TASK DETAILS:
Your copy of the material must match it exactly, except that pictures are dropped.

+ + + + +

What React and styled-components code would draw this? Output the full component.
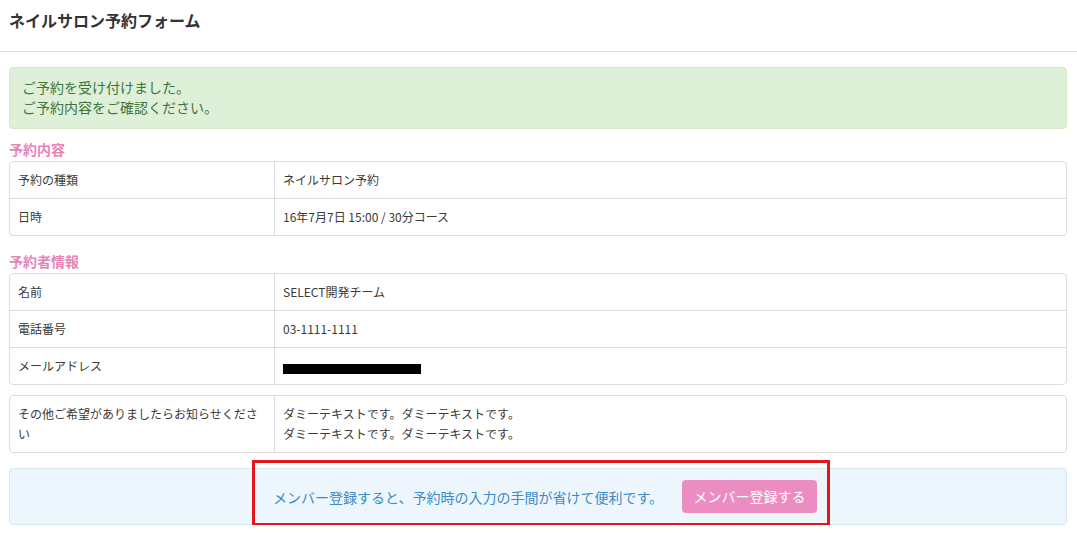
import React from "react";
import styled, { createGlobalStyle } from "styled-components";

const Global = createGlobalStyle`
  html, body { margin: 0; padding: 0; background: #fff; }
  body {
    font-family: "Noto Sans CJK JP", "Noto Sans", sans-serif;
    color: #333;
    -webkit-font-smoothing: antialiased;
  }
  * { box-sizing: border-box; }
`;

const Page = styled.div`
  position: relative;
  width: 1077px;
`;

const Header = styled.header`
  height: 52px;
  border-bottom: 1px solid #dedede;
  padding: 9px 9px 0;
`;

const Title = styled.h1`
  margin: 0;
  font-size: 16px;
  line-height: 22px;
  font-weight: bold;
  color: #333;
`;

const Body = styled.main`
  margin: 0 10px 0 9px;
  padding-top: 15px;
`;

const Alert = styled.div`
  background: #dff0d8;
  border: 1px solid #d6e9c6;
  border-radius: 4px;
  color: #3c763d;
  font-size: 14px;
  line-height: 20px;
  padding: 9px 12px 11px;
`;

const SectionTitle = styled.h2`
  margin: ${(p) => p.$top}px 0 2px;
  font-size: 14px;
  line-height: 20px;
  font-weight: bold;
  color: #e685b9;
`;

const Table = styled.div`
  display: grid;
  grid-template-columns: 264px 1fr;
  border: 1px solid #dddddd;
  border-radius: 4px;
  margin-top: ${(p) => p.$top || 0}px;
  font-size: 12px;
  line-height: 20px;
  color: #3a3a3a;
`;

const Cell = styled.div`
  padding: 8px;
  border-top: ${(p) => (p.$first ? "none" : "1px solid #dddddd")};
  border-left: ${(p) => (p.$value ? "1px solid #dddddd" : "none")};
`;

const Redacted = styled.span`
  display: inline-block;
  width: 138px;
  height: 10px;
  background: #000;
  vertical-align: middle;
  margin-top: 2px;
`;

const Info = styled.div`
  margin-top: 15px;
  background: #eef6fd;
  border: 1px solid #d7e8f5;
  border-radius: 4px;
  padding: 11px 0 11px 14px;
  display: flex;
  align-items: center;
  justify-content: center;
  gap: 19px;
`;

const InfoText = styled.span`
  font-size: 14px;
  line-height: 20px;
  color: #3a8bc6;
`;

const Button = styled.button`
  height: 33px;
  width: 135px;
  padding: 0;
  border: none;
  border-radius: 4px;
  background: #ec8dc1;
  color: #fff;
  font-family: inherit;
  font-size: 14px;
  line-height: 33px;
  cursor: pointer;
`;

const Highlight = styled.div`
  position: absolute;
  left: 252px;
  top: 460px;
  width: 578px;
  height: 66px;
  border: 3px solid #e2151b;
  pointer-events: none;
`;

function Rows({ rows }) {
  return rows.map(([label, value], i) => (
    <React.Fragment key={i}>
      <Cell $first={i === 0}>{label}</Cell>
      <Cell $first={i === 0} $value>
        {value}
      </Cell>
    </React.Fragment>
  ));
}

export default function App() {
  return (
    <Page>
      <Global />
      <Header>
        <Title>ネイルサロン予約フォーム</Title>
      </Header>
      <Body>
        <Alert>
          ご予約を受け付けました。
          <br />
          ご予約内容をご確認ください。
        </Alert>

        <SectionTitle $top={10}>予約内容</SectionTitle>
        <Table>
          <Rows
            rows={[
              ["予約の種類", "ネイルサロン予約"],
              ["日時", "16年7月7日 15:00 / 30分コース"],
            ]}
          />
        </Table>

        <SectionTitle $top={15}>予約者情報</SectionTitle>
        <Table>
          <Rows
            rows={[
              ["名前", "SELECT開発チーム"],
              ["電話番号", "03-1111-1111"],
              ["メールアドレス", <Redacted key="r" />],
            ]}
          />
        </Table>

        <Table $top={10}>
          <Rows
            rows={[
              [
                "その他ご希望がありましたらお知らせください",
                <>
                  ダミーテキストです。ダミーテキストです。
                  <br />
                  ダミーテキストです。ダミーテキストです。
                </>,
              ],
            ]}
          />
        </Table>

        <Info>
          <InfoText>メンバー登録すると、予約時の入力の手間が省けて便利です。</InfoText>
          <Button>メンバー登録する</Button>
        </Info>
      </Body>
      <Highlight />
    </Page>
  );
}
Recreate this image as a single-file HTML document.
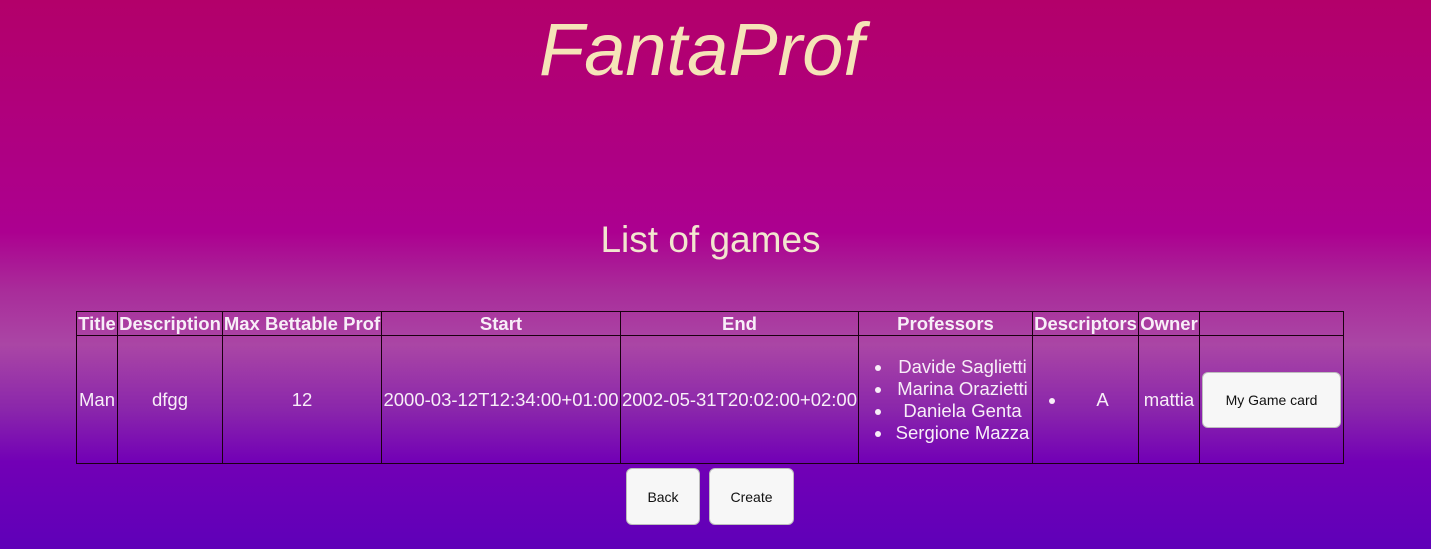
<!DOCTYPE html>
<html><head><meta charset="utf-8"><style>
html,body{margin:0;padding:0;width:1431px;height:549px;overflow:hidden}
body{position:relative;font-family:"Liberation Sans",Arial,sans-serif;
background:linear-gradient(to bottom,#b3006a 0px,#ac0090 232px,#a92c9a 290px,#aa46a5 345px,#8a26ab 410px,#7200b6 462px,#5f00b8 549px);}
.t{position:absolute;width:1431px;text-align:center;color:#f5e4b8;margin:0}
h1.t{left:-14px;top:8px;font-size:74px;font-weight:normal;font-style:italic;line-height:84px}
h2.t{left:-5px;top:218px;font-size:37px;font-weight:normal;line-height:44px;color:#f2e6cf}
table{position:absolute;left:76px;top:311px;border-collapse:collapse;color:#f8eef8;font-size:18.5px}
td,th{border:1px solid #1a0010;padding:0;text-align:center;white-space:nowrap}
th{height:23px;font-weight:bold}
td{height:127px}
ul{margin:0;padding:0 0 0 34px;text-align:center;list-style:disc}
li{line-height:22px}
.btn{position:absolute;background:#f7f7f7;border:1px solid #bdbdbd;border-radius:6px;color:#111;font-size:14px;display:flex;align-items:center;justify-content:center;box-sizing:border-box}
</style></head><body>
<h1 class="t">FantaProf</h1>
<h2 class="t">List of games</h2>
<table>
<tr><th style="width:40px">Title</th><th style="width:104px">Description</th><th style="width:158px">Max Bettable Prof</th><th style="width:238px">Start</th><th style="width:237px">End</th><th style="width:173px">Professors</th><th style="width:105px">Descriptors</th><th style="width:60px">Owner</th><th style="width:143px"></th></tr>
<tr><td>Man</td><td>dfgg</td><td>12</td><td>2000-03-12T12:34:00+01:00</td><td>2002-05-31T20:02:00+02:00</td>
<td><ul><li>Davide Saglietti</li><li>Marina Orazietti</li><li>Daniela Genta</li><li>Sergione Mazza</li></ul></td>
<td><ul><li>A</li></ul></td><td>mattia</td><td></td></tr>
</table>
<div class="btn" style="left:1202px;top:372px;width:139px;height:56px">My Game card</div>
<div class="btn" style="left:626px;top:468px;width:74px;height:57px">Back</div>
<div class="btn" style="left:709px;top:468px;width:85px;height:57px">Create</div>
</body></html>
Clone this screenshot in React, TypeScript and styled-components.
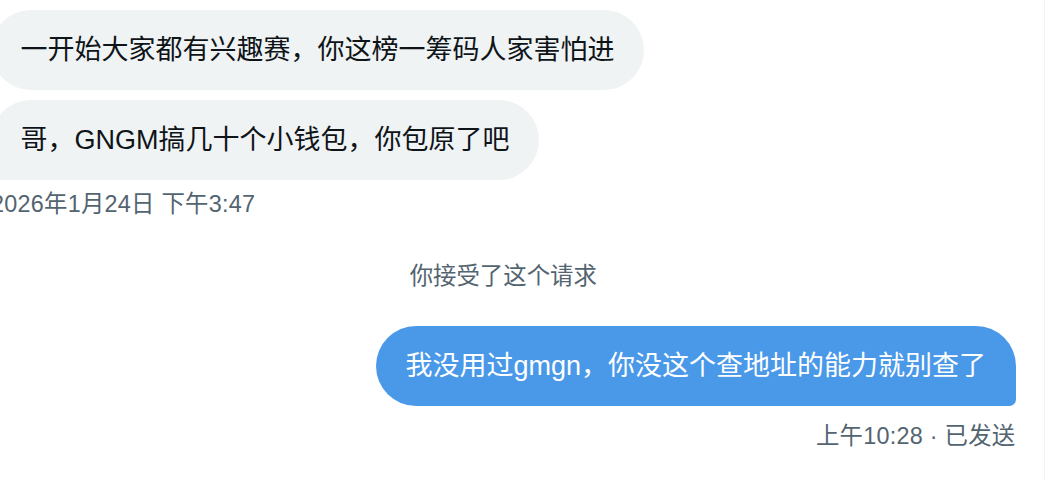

+ + + + +

EXERCISE ANSWER:
What React and styled-components code would draw this? Output the full component.
import React from "react";
import styled, { createGlobalStyle } from "styled-components";

const Global = createGlobalStyle`
  html, body { margin: 0; padding: 0; background: #fff; }
  body {
    font-family: "Noto Sans CJK JP", "Noto Sans", sans-serif;
    color: #333;
    -webkit-font-smoothing: antialiased;
  }
  * { box-sizing: border-box; }
`;

const Page = styled.div`
  position: relative;
  width: 1077px;
`;

const Header = styled.header`
  height: 52px;
  border-bottom: 1px solid #dedede;
  padding: 9px 9px 0;
`;

const Title = styled.h1`
  margin: 0;
  font-size: 16px;
  line-height: 22px;
  font-weight: bold;
  color: #333;
`;

const Body = styled.main`
  margin: 0 10px 0 9px;
  padding-top: 15px;
`;

const Alert = styled.div`
  background: #dff0d8;
  border: 1px solid #d6e9c6;
  border-radius: 4px;
  color: #3c763d;
  font-size: 14px;
  line-height: 20px;
  padding: 9px 12px 11px;
`;

const SectionTitle = styled.h2`
  margin: ${(p) => p.$top}px 0 2px;
  font-size: 14px;
  line-height: 20px;
  font-weight: bold;
  color: #e685b9;
`;

const Table = styled.div`
  display: grid;
  grid-template-columns: 264px 1fr;
  border: 1px solid #dddddd;
  border-radius: 4px;
  margin-top: ${(p) => p.$top || 0}px;
  font-size: 12px;
  line-height: 20px;
  color: #3a3a3a;
`;

const Cell = styled.div`
  padding: 8px;
  border-top: ${(p) => (p.$first ? "none" : "1px solid #dddddd")};
  border-left: ${(p) => (p.$value ? "1px solid #dddddd" : "none")};
`;

const Redacted = styled.span`
  display: inline-block;
  width: 138px;
  height: 10px;
  background: #000;
  vertical-align: middle;
  margin-top: 2px;
`;

const Info = styled.div`
  margin-top: 15px;
  background: #eef6fd;
  border: 1px solid #d7e8f5;
  border-radius: 4px;
  padding: 11px 0 11px 14px;
  display: flex;
  align-items: center;
  justify-content: center;
  gap: 19px;
`;

const InfoText = styled.span`
  font-size: 14px;
  line-height: 20px;
  color: #3a8bc6;
`;

const Button = styled.button`
  height: 33px;
  width: 135px;
  padding: 0;
  border: none;
  border-radius: 4px;
  background: #ec8dc1;
  color: #fff;
  font-family: inherit;
  font-size: 14px;
  line-height: 33px;
  cursor: pointer;
`;

const Highlight = styled.div`
  position: absolute;
  left: 252px;
  top: 460px;
  width: 578px;
  height: 66px;
  border: 3px solid #e2151b;
  pointer-events: none;
`;

function Rows({ rows }) {
  return rows.map(([label, value], i) => (
    <React.Fragment key={i}>
      <Cell $first={i === 0}>{label}</Cell>
      <Cell $first={i === 0} $value>
        {value}
      </Cell>
    </React.Fragment>
  ));
}

export default function App() {
  return (
    <Page>
      <Global />
      <Header>
        <Title>ネイルサロン予約フォーム</Title>
      </Header>
      <Body>
        <Alert>
          ご予約を受け付けました。
          <br />
          ご予約内容をご確認ください。
        </Alert>

        <SectionTitle $top={10}>予約内容</SectionTitle>
        <Table>
          <Rows
            rows={[
              ["予約の種類", "ネイルサロン予約"],
              ["日時", "16年7月7日 15:00 / 30分コース"],
            ]}
          />
        </Table>

        <SectionTitle $top={15}>予約者情報</SectionTitle>
        <Table>
          <Rows
            rows={[
              ["名前", "SELECT開発チーム"],
              ["電話番号", "03-1111-1111"],
              ["メールアドレス", <Redacted key="r" />],
            ]}
          />
        </Table>

        <Table $top={10}>
          <Rows
            rows={[
              [
                "その他ご希望がありましたらお知らせください",
                <>
                  ダミーテキストです。ダミーテキストです。
                  <br />
                  ダミーテキストです。ダミーテキストです。
                </>,
              ],
            ]}
          />
        </Table>

        <Info>
          <InfoText>メンバー登録すると、予約時の入力の手間が省けて便利です。</InfoText>
          <Button>メンバー登録する</Button>
        </Info>
      </Body>
      <Highlight />
    </Page>
  );
}
Recreate this image as a single-file HTML document.
<!DOCTYPE html>
<html><head><meta charset="utf-8"><style>
html,body{margin:0;padding:0;width:1431px;height:549px;overflow:hidden}
body{position:relative;font-family:"Liberation Sans",Arial,sans-serif;
background:linear-gradient(to bottom,#b3006a 0px,#ac0090 232px,#a92c9a 290px,#aa46a5 345px,#8a26ab 410px,#7200b6 462px,#5f00b8 549px);}
.t{position:absolute;width:1431px;text-align:center;color:#f5e4b8;margin:0}
h1.t{left:-14px;top:8px;font-size:74px;font-weight:normal;font-style:italic;line-height:84px}
h2.t{left:-5px;top:218px;font-size:37px;font-weight:normal;line-height:44px;color:#f2e6cf}
table{position:absolute;left:76px;top:311px;border-collapse:collapse;color:#f8eef8;font-size:18.5px}
td,th{border:1px solid #1a0010;padding:0;text-align:center;white-space:nowrap}
th{height:23px;font-weight:bold}
td{height:127px}
ul{margin:0;padding:0 0 0 34px;text-align:center;list-style:disc}
li{line-height:22px}
.btn{position:absolute;background:#f7f7f7;border:1px solid #bdbdbd;border-radius:6px;color:#111;font-size:14px;display:flex;align-items:center;justify-content:center;box-sizing:border-box}
</style></head><body>
<h1 class="t">FantaProf</h1>
<h2 class="t">List of games</h2>
<table>
<tr><th style="width:40px">Title</th><th style="width:104px">Description</th><th style="width:158px">Max Bettable Prof</th><th style="width:238px">Start</th><th style="width:237px">End</th><th style="width:173px">Professors</th><th style="width:105px">Descriptors</th><th style="width:60px">Owner</th><th style="width:143px"></th></tr>
<tr><td>Man</td><td>dfgg</td><td>12</td><td>2000-03-12T12:34:00+01:00</td><td>2002-05-31T20:02:00+02:00</td>
<td><ul><li>Davide Saglietti</li><li>Marina Orazietti</li><li>Daniela Genta</li><li>Sergione Mazza</li></ul></td>
<td><ul><li>A</li></ul></td><td>mattia</td><td></td></tr>
</table>
<div class="btn" style="left:1202px;top:372px;width:139px;height:56px">My Game card</div>
<div class="btn" style="left:626px;top:468px;width:74px;height:57px">Back</div>
<div class="btn" style="left:709px;top:468px;width:85px;height:57px">Create</div>
</body></html>
Clone this screenshot in React, TypeScript and styled-components.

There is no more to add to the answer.